Opinion: Help Michigan farmers grow with fewer environmental regulations

Carl Bednarski

While the government and media focus on COVID–19, Michigan farmers are hoping policy priorities emerge from the pandemic that will accelerate economic recovery. To protect the American food, fiber and fuel supply, agriculture depends on critical infrastructure and access to reliable energy supplies to maintain or increase production as necessary.

Policymakers on both side of the aisle and businesses across sectors should be able to find common ground in strengthening infrastructure. Yet, environmental regulation (and overregulation) is a topic of heated debate as the Trump administration works to reduce red tape to stimulate valuable infrastructure development.

Michigan farmers know this all too well.

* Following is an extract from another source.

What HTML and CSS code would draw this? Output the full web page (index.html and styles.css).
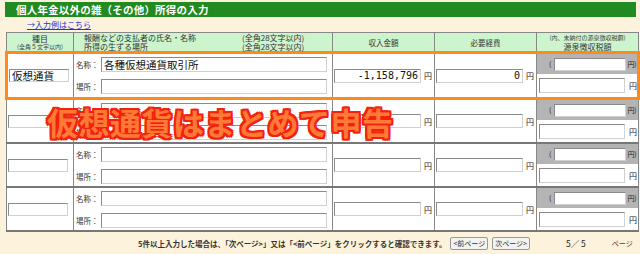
FILE: index.html
```html
<!doctype html>
<html lang="ja">
  <head>
    <meta charset="UTF-8" />
    <title>個人年金以外の雑（その他）所得の入力</title>
    <link rel="stylesheet" href="styles.css">
  </head>
  <body>
    <div class="page">
      <h1 class="title">個人年金以外の雑（その他）所得の入力</h1>
      <a class="guide" href="#">→入力例はこちら</a>

      <table class="income-table">
        <colgroup>
          <col class="c-kind" />
          <col class="c-payer" />
          <col class="c-amount" />
          <col class="c-amount" />
          <col class="c-tax" />
        </colgroup>
        <thead>
          <tr>
            <th>種目<small>(全角５文字以内)</small></th>
            <th class="payer-head">
              <div class="payer-head-grid">
                <span>報酬などの支払者の氏名・名称</span><span>(全角28文字以内)</span>
                <span>所得の生ずる場所</span><span>(全角28文字以内)</span>
              </div>
            </th>
            <th class="narrow">収入金額</th>
            <th class="narrow">必要経費</th>
            <th><small>(内、未納付の源泉徴収税額)</small>源泉徴収税額</th>
          </tr>
        </thead>
        <tbody>
          <tr class="active">
            <td><input class="kind" type="text" value="仮想通貨" /></td>
            <td>
              <div class="payer">
                <label>名称：</label><input class="big" type="text" value="各種仮想通貨取引所" />
                <label>場所：</label><input type="text" />
              </div>
            </td>
            <td><div class="money"><input type="text" value="-1,158,796" /><span>円</span></div></td>
            <td><div class="money"><input type="text" value="0" /><span>円</span></div></td>
            <td class="tax">
              <div class="tax-unpaid">(<input type="text" />円)</div>
              <div class="tax-total"><input type="text" />円</div>
            </td>
          </tr>
          <tr>
            <td><input class="kind" type="text" /></td>
            <td>
              <div class="payer">
                <label>名称：</label><input type="text" />
                <label>場所：</label><input type="text" />
              </div>
            </td>
            <td><div class="money"><input type="text" /><span>円</span></div></td>
            <td><div class="money"><input type="text" /><span>円</span></div></td>
            <td class="tax">
              <div class="tax-unpaid">(<input type="text" />円)</div>
              <div class="tax-total"><input type="text" />円</div>
            </td>
          </tr>
          <tr>
            <td><input class="kind" type="text" /></td>
            <td>
              <div class="payer">
                <label>名称：</label><input type="text" />
                <label>場所：</label><input type="text" />
              </div>
            </td>
            <td><div class="money"><input type="text" /><span>円</span></div></td>
            <td><div class="money"><input type="text" /><span>円</span></div></td>
            <td class="tax">
              <div class="tax-unpaid">(<input type="text" />円)</div>
              <div class="tax-total"><input type="text" />円</div>
            </td>
          </tr>
          <tr>
            <td><input class="kind" type="text" /></td>
            <td>
              <div class="payer">
                <label>名称：</label><input type="text" />
                <label>場所：</label><input type="text" />
              </div>
            </td>
            <td><div class="money"><input type="text" /><span>円</span></div></td>
            <td><div class="money"><input type="text" /><span>円</span></div></td>
            <td class="tax">
              <div class="tax-unpaid">(<input type="text" />円)</div>
              <div class="tax-total"><input type="text" />円</div>
            </td>
          </tr>
        </tbody>
      </table>

      <div class="pager">
        <p class="pager-note">5件以上入力した場合は、「次ページ&gt;」又は「&lt;前ページ」をクリックすると確認できます。</p>
        <button type="button">&lt;前ページ</button>
        <button type="button">次ページ&gt;</button>
        <span class="pager-count">5／&nbsp;5</span>
        <span class="pager-unit">ページ</span>
      </div>

      <div class="callout">仮想通貨はまとめて申告</div>
    </div>
  </body>
</html>
```

FILE: styles.css
```css
* {
  margin: 0;
  padding: 0;
  box-sizing: border-box;
}

body {
  background-color: #fdf3dc;
  font-family: "Noto Sans CJK JP", "Liberation Sans", sans-serif;
  color: #222;
  font-size: 10px;
}

.page {
  position: relative;
  width: 640px;
  padding: 2px 4px 0 5px;
}

.title {
  height: 15px;
  line-height: 15px;
  padding-left: 11px;
  background-color: #218a21;
  color: white;
  font-size: 10.5px;
  font-weight: bold;
  letter-spacing: 0.2px;
}

.guide {
  display: block;
  height: 15px;
  line-height: 15px;
  margin-left: 22px;
  color: #2233dd;
  font-size: 8px;
}

.income-table {
  width: 631px;
  table-layout: fixed;
  border-collapse: collapse;
  border: 1px solid #777;
}

.c-kind { width: 67px; }
.c-payer { width: 259px; }
.c-amount { width: 102px; }
.c-tax { width: 102px; }

.income-table th {
  height: 20px;
  background-color: #cdf5cd;
  border: 1px solid #888;
  font-weight: normal;
  font-size: 8px;
  line-height: 9px;
  color: #333;
  text-align: center;
  vertical-align: middle;
}

.income-table th.narrow {
  font-size: 7.5px;
}

.income-table th small {
  display: block;
  font-size: 6px;
  line-height: 8px;
  color: #444;
}

.income-table th.payer-head {
  text-align: left;
  padding-left: 10px;
}

.payer-head-grid {
  display: grid;
  grid-template-columns: 158px auto;
  white-space: nowrap;
}

.income-table td {
  height: 44px;
  background-color: white;
  border: 1px solid #888;
  border-bottom: 2px solid #777;
  vertical-align: middle;
}

.income-table tr.active td {
  height: 46px;
  border-top: 3px solid #ff8a1c;
  border-bottom: 3px solid #ff8a1c;
}

.income-table tr.active td:first-child {
  border-left: 3px solid #ff8a1c;
}

.income-table tr.active td:last-child {
  border-right: 3px solid #ff8a1c;
}

input {
  height: 14px;
  border: 1px solid #d0d0d0;
  border-top-color: #8a8a8a;
  border-left-color: #8a8a8a;
  background-color: white;
  font-family: "DejaVu Sans Mono", "Noto Sans CJK JP", monospace;
  font-size: 10px;
  padding: 0 2px;
  color: #111;
}

input.kind {
  display: block;
  width: 60px;
  height: 13px;
  margin-left: 1px;
  font-family: "Noto Sans CJK JP", sans-serif;
  font-size: 10.5px;
}

.payer {
  display: grid;
  grid-template-columns: 25px 226px;
  align-items: center;
  row-gap: 7px;
  padding-left: 2px;
}

.payer label {
  font-size: 7.5px;
  white-space: nowrap;
  color: #333;
}

.payer input {
  height: 15px;
}

.payer input.big {
  font-family: "Noto Sans CJK JP", sans-serif;
  font-size: 10.5px;
}

.money {
  display: flex;
  align-items: center;
  gap: 3px;
  padding-left: 1px;
  font-size: 8px;
}

.money input {
  width: 87px;
  text-align: right;
}

.income-table td.tax {
  padding: 0;
  vertical-align: top;
}

.tax-unpaid {
  display: flex;
  align-items: center;
  height: 20px;
  padding-left: 12px;
  background-color: #b4b4b4;
  font-size: 7px;
}

.tax-unpaid input {
  width: 72px;
  height: 13px;
  margin: 0 1px 0 3px;
}

.tax-total {
  display: flex;
  align-items: center;
  height: 22px;
  padding-left: 2px;
  gap: 4px;
  font-size: 8px;
}

.tax-total input {
  width: 86px;
  height: 15px;
}

.pager {
  display: flex;
  align-items: center;
  height: 20px;
  margin-top: 1px;
  font-size: 7.5px;
  white-space: nowrap;
}

.pager-note {
  margin-left: 133px;
  font-weight: bold;
  color: #333;
}

.pager button {
  height: 13px;
  padding: 0 2px;
  margin-left: 4px;
  border: 1px solid #999;
  border-radius: 2px;
  background-color: #f2f2f2;
  font-family: "Noto Sans CJK JP", sans-serif;
  font-size: 7px;
  line-height: 11px;
  color: #333;
}

.pager-count {
  margin-left: 36px;
  font-size: 8.5px;
}

.pager-unit {
  margin-left: 26px;
  font-size: 7px;
  color: #444;
}

/* caption that sits over the table */
.callout {
  position: absolute;
  left: 47px;
  top: 100px;
  font-size: 31px;
  line-height: 44px;
  font-weight: bold;
  letter-spacing: 0.5px;
  color: #ff7a36;
  -webkit-text-stroke: 4px white;
  paint-order: stroke fill;
  text-shadow:
    2px 0 0 #f3220e, -2px 0 0 #f3220e, 0 2px 0 #f3220e, 0 -2px 0 #f3220e,
    2px 2px 0 #f3220e, -2px -2px 0 #f3220e, 2px -2px 0 #f3220e, -2px 2px 0 #f3220e;
}
```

Both the ability to build and finance infrastructure such as livestock barns, grain silos, processing facilities and harvest systems, and complete federal reviews for timber harvest and other contracts, continues to be hindered by overly complex regulations.

A soybean harvesting operation near Bad Axe, Michigan.

That’s just one reason the president called for modernizing the National Environmental Policy Act (NEPA), a law left largely unchanged for 50 years. Unfortunately, NEPA has become a regulatory burden for many industries, including agriculture.

As American Farm Bureau Federation President Zippy Duvall has stated, “Current NEPA regulations have become an obstacle instead of an instrument for responsible management.”

The Council on Environmental Quality (CEQ) is aimed at reforming the law and providing relief to farmers. Specifically, the CEQ wants to reduce completion times for the environmental impact statements’ review process, which today average four and a half years.

These protracted environmental reviews, at an average of 586 pages in length, cause unnecessary delays to critical infrastructure improvements and pose risks to necessary long-term investments.

Farmers and forest professionals across Michigan see NEPA delays impact their work, from holding up federally guaranteed financing for projects to modernize farm infrastructure for better economic and environmental performance, to timber contract reviews that require new analyses of already approved forest roads, species and cultural reviews.

These delays cost farmers and forest professionals time and money, and also hold up Michigan’s ability to respond quickly to changing demands in food, fiber and fuel markets.

While NEPA provides safeguards to the environment when used properly, the law desperately needs reform and modernization. Michigan should back the Trump administration’s efforts to reform NEPA and urge the president to maintain momentum toward fixing this broken law.

Years of delayed projects cost farmers and forest professionals money by increasing costs, slowing operations and holding back needed infrastructure improvements to keep growing.

Farming is uniquely vulnerable to harmful policy proposals like outdated environmental regulations. As lawmakers strategize about a plan to restart the national economy, Michigan’s farmers will be keenly aware of the policy consequences.

Carl Bednarski is president of the Michigan Farm Bureau and a Tuscola County farmer.